The beautiful sunset didn't stop me from ripping up the miles but I did have to stop briefly to take a picture of a dead snake on the side of the road. It was basically an Anaconda and I knew I would regret it if I didn't slam my brakes on a take a picture of it. I built my momentum back up and finally got to Artesia about 10 minutes after sunset. I felt amazing upon seeing the sign for Artesia, absolutely exhausted but amazing. I still had to find the campsite but I knew I was safe and I could finally relax. I asked around where the campsite was, everybody shook their heads, "there is no campsite in Artesia" one of them said. I could t believe it, my elation turned into devastation in seconds and I had been stitched up again by some local who clearly didn't h e a clue what he was on about! I now found myself at a shop surrounded by very loud and excitable kids, very drunk locals and in almost complete darkness. My two best options in a situation like this is find the nearest Church or Police Station. One of the many members of staff stood doing nothing behind the shop counter got a guy who would show me to the Police. Thankfully it wasn't far away but the fact the guy i was following didn't speak a word of English and I could only see a few lights from random buildings as I was submerged in almost complete darkness meant my ride was far from over as far as finding myself in more crazy situations was concerned.

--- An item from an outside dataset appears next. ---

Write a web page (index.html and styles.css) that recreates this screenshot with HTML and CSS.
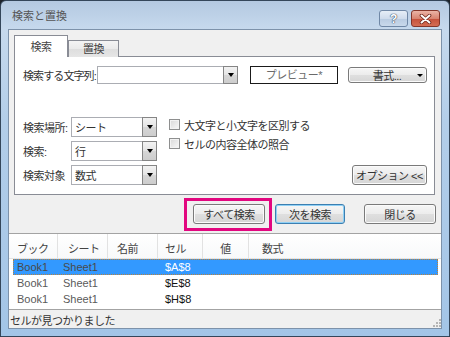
FILE: index.html
```html
<!DOCTYPE html>
<html lang="ja">
<head>
    <meta charset="UTF-8">
    <meta name="viewport" content="width=device-width, initial-scale=1.0">
    <title>検索と置換</title>
    <link rel="stylesheet" href="styles.css">
</head>
<body>
    <div class="window">
        <!-- タイトルバー -->
        <div class="titlebar">
            <span class="title">検索と置換</span>
            <div class="caption-buttons">
                <div class="cap-btn help">?</div>
                <div class="cap-btn close">
                    <svg width="13" height="10" viewBox="0 0 13 10">
                        <path d="M2.5 1.5 L10.5 8.5 M10.5 1.5 L2.5 8.5" stroke="#6b2418" stroke-width="3.6" stroke-linecap="round"/>
                        <path d="M2.5 1.5 L10.5 8.5 M10.5 1.5 L2.5 8.5" stroke="#fff" stroke-width="2" stroke-linecap="round"/>
                    </svg>
                </div>
            </div>
        </div>

        <div class="client">
            <div class="tab-area">
                <div class="tabs">
                    <div class="tab active">検索</div>
                    <div class="tab">置換</div>
                </div>

                <div class="panel">
                    <div class="find-row">
                        <span class="find-label">検索する文字列:</span>
                        <div class="combo wide"><span class="combo-text"></span><span class="drop"></span></div>
                        <div class="preview">プレビュー*</div>
                        <div class="btn format"><span class="btn-text">書式...</span><span class="small-arrow"></span></div>
                    </div>

                    <div class="options">
                        <div class="selects">
                            <div class="field">
                                <span class="field-label">検索場所:</span>
                                <div class="combo select"><span class="combo-text">シート</span><span class="drop"></span></div>
                            </div>
                            <div class="field">
                                <span class="field-label">検索:</span>
                                <div class="combo select"><span class="combo-text">行</span><span class="drop"></span></div>
                            </div>
                            <div class="field">
                                <span class="field-label">検索対象</span>
                                <div class="combo select"><span class="combo-text">数式</span><span class="drop"></span></div>
                            </div>
                        </div>

                        <div class="checks">
                            <div class="check"><span class="box"></span>大文字と小文字を区別する</div>
                            <div class="check"><span class="box"></span>セルの内容全体の照合</div>
                        </div>

                        <div class="btn option-btn">オプション &lt;&lt;</div>
                    </div>
                </div>
            </div>

            <!-- ボタン -->
            <div class="actions">
                <div class="btn find-all">すべて検索</div>
                <div class="btn find-next">次を検索</div>
                <div class="btn">閉じる</div>
            </div>

            <!-- 検索結果 -->
            <div class="results">
                <div class="list-head">
                    <span>ブック</span>
                    <span>シート</span>
                    <span>名前</span>
                    <span>セル</span>
                    <span>値</span>
                    <span>数式</span>
                </div>
                <div class="row selected">
                    <span>Book1</span><span>Sheet1</span><span></span><span class="cell">$A$8</span>
                </div>
                <div class="row">
                    <span>Book1</span><span>Sheet1</span><span></span><span class="cell">$E$8</span>
                </div>
                <div class="row">
                    <span>Book1</span><span>Sheet1</span><span></span><span class="cell">$H$8</span>
                </div>
            </div>

            <div class="status">
                <span>セルが見つかりました</span>
                <svg class="grip" width="9" height="9" viewBox="0 0 9 9">
                    <rect x="7" y="1" width="2" height="2" fill="#b5b5b5"/>
                    <rect x="4" y="4" width="2" height="2" fill="#b5b5b5"/>
                    <rect x="7" y="4" width="2" height="2" fill="#b5b5b5"/>
                    <rect x="1" y="7" width="2" height="2" fill="#b5b5b5"/>
                    <rect x="4" y="7" width="2" height="2" fill="#b5b5b5"/>
                    <rect x="7" y="7" width="2" height="2" fill="#b5b5b5"/>
                </svg>
            </div>
        </div>
    </div>
</body>
</html>
```

FILE: styles.css
```css
* {
    box-sizing: border-box;
}

body {
    margin: 0;
    background: #1e242c;
    font-family: "Liberation Sans", "Noto Sans CJK JP", sans-serif;
    font-size: 11px;
    letter-spacing: -0.5px;
    color: #333;
}

.window {
    width: 450px;
    height: 337px;
    border: 1px solid #34465a;
    border-radius: 6px 6px 0 0;
    background: linear-gradient(to bottom, #b4c9e1 0, #c6d9ed 28px, #b3cee9 120px, #a3c5e7 100%);
    padding: 0 7px 7px;
    display: flex;
    flex-direction: column;
}

.titlebar {
    height: 28px;
    display: flex;
    justify-content: space-between;
    align-items: flex-start;
}

.title {
    margin: 8px 0 0 4px;
    line-height: 15px;
    letter-spacing: 0;
    color: #555;
}

.caption-buttons {
    display: flex;
    gap: 3px;
    margin: 9px 2px 0 0;
}

.cap-btn {
    width: 29px;
    height: 17px;
    border-radius: 3px;
    display: flex;
    align-items: center;
    justify-content: center;
}

.cap-btn.help {
    border: 1px solid #7088a6;
    background: linear-gradient(#e6eef7, #cfdcec 50%, #b8cbe1 51%, #c9d9eb);
    color: #fff;
    font-weight: bold;
    font-size: 12px;
    text-shadow: 0 0 1px #3f5068, 0 0 1px #3f5068, 0 0 1px #3f5068;
}

.cap-btn.close {
    border: 1px solid #84362a;
    background: linear-gradient(#ebb4a6, #d98470 50%, #c5503a 51%, #d46d54);
}

.client {
    flex: 1;
    background: #f0f0f0;
    border: 1px solid #7d92aa;
    display: flex;
    flex-direction: column;
}

.tab-area {
    padding: 5px 6px 0 5px;
}

.tabs {
    display: flex;
    align-items: flex-end;
    height: 22px;
}

.tab {
    width: 51px;
    height: 17px;
    border: 1px solid #898c95;
    border-bottom: none;
    background: linear-gradient(#f4f4f4, #eaeaea 50%, #dedede 51%, #e6e6e6);
    text-align: center;
    line-height: 17px;
    color: #444;
}

.tab.active {
    width: 54px;
    height: 22px;
    background: #fff;
    line-height: 22px;
    position: relative;
    z-index: 1;
}

.panel {
    margin-top: -1px;
    height: 139px;
    border: 1px solid #898c95;
    background: #fff;
    padding: 9px 7px 0 8px;
}

.find-row {
    display: flex;
    align-items: center;
    height: 18px;
}

.find-label {
    width: 74px;
    white-space: nowrap;
    letter-spacing: -0.9px;
}

.combo {
    display: flex;
    border: 1px solid #abadb3;
    background: #fff;
}

.combo.wide {
    width: 141px;
    height: 18px;
}

.combo.select {
    width: 86px;
    height: 20px;
}

.combo-text {
    flex: 1;
    padding-left: 3px;
    display: flex;
    align-items: center;
    color: #333;
}

.drop {
    width: 15px;
    border: 1px solid #858585;
    margin: -1px -1px -1px 0;
    background: linear-gradient(#f2f2f2, #e4e4e4 50%, #d6d6d6 51%, #cdcdcd);
    display: flex;
    align-items: center;
    justify-content: center;
}

.drop::after {
    content: "";
    border-left: 3.5px solid transparent;
    border-right: 3.5px solid transparent;
    border-top: 4px solid #000;
}

.preview {
    width: 88px;
    height: 18px;
    margin-left: 12px;
    border: 1px solid #1a1a1a;
    text-align: center;
    line-height: 16px;
    color: #6a6a6a;
}

.btn {
    border: 1px solid #7a7a7a;
    border-radius: 3px;
    background: linear-gradient(#f6f6f6 0, #ececec 50%, #dfdfdf 51%, #d6d6d6 100%);
    box-shadow: inset 0 0 0 1px #fbfbfb;
    display: flex;
    align-items: center;
    justify-content: center;
    color: #333;
    white-space: nowrap;
}

.btn.format {
    width: 79px;
    height: 16px;
    margin-left: 10px;
    padding: 0 3px 0 8px;
}

.btn-text {
    flex: 1;
    text-align: center;
}

.small-arrow {
    border-left: 3px solid transparent;
    border-right: 3px solid transparent;
    border-top: 3px solid #000;
}

.options {
    display: flex;
    margin-top: 33px;
}

.selects {
    display: flex;
    flex-direction: column;
    gap: 4px;
}

.field {
    display: flex;
    align-items: center;
}

.field-label {
    width: 48px;
    white-space: nowrap;
}

.checks {
    margin-left: 12px;
    display: flex;
    flex-direction: column;
    gap: 4px;
}

.check {
    height: 15px;
    display: flex;
    align-items: center;
    gap: 4px;
    white-space: nowrap;
}

.box {
    width: 11px;
    height: 11px;
    border: 1px solid #8e8f8f;
    background: linear-gradient(135deg, #d8d8d8, #f8f8f8);
    box-shadow: inset 0 0 0 1px #f2f2f2;
}

.option-btn {
    margin-left: auto;
    align-self: flex-end;
    width: 75px;
    height: 20px;
}

.actions {
    display: flex;
    justify-content: flex-end;
    margin-top: 9px;
    padding-right: 5px;
}

.actions .btn {
    width: 72px;
    height: 20px;
}

.actions .find-all {
    position: relative;
    margin-right: 10px;
}

.find-all::after {
    content: "";
    position: absolute;
    left: -10px;
    top: -7px;
    right: -8px;
    bottom: -8px;
    border: 3px solid #e2077f;
}

.actions .find-next {
    width: 70px;
    margin-right: 19px;
    border-color: #3c7fb1;
    box-shadow: inset 0 0 0 1px #8fd0f5;
}

.results {
    margin-top: 9px;
    height: 77px;
    background: #fff;
    border-top: 1px solid #a3a3a3;
    border-bottom: 1px solid #a3a3a3;
}

.list-head {
    display: flex;
    height: 25px;
    border-bottom: 1px solid #e4e4e4;
    background: linear-gradient(#fff, #f8f9fa);
    color: #444;
}

.list-head span {
    display: flex;
    align-items: center;
    padding-top: 4px;
    border-right: 1px solid #e2e2e2;
}

.list-head span:nth-child(1) { width: 49px; padding-left: 8px; }
.list-head span:nth-child(2) { width: 50px; padding-left: 10px; }
.list-head span:nth-child(3) { width: 50px; padding-left: 9px; }
.list-head span:nth-child(4) { width: 45px; padding-left: 7px; }
.list-head span:nth-child(5) { width: 46px; justify-content: center; }
.list-head span:nth-child(6) { flex: 1; padding-left: 13px; border-right: none; }

.row {
    display: flex;
    align-items: center;
    height: 16px;
    margin: 0 3px 0 4px;
    letter-spacing: 0;
    color: #5a5a5a;
}

.row span:nth-child(1) { width: 46px; padding-left: 4px; }
.row span:nth-child(2) { width: 50px; padding-left: 4px; }
.row span:nth-child(3) { width: 51px; }

.row .cell {
    padding-left: 5px;
    color: #111;
}

.row.selected {
    background: #3399ff;
    color: #4a4a4a;
    outline: 1px dotted #b7823e;
    outline-offset: -1px;
}

.row.selected .cell {
    color: #fff;
}

.status {
    flex: 1;
    display: flex;
    align-items: center;
    padding: 1px 0 0 1px;
    color: #333;
}

.grip {
    margin-left: auto;
    align-self: flex-end;
    margin-bottom: 1px;
}
```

We walked around the back of the Police Station to find 4 guys not in uniform, sat around a campfire. There was one big dawg who seemed to be the only person to understand English and he was very kind and said I was more than welcome to camp anywhere in the fenced area. I camped underneath a security light so I could at least see what I was doing and I even managed to summon the energy from somewhere to cook some noodles. I only had half a loaf of bread remaining which I gave to the big dawg to say thank you. I felt a little bit insulting but its all I had and the four of them seemed to wolf it down pretty quick in appreciation. There was no way I had the energy to stay up and try and converse with them so I just gave them the bread and collapsed in my tent. I was safe, I was fed, I was exhausted, i was filthy and sweaty but I was happy.

What made me even happier was the fact that I had cycled just under 200kms and so I was left with a nice leisurely ride tomorrow. My legs may have been on fire and my wrists and elbows absolutely killing but hopefully I would be back to normal again tomorrow after a good night's sleep and boy was I going to sleep well!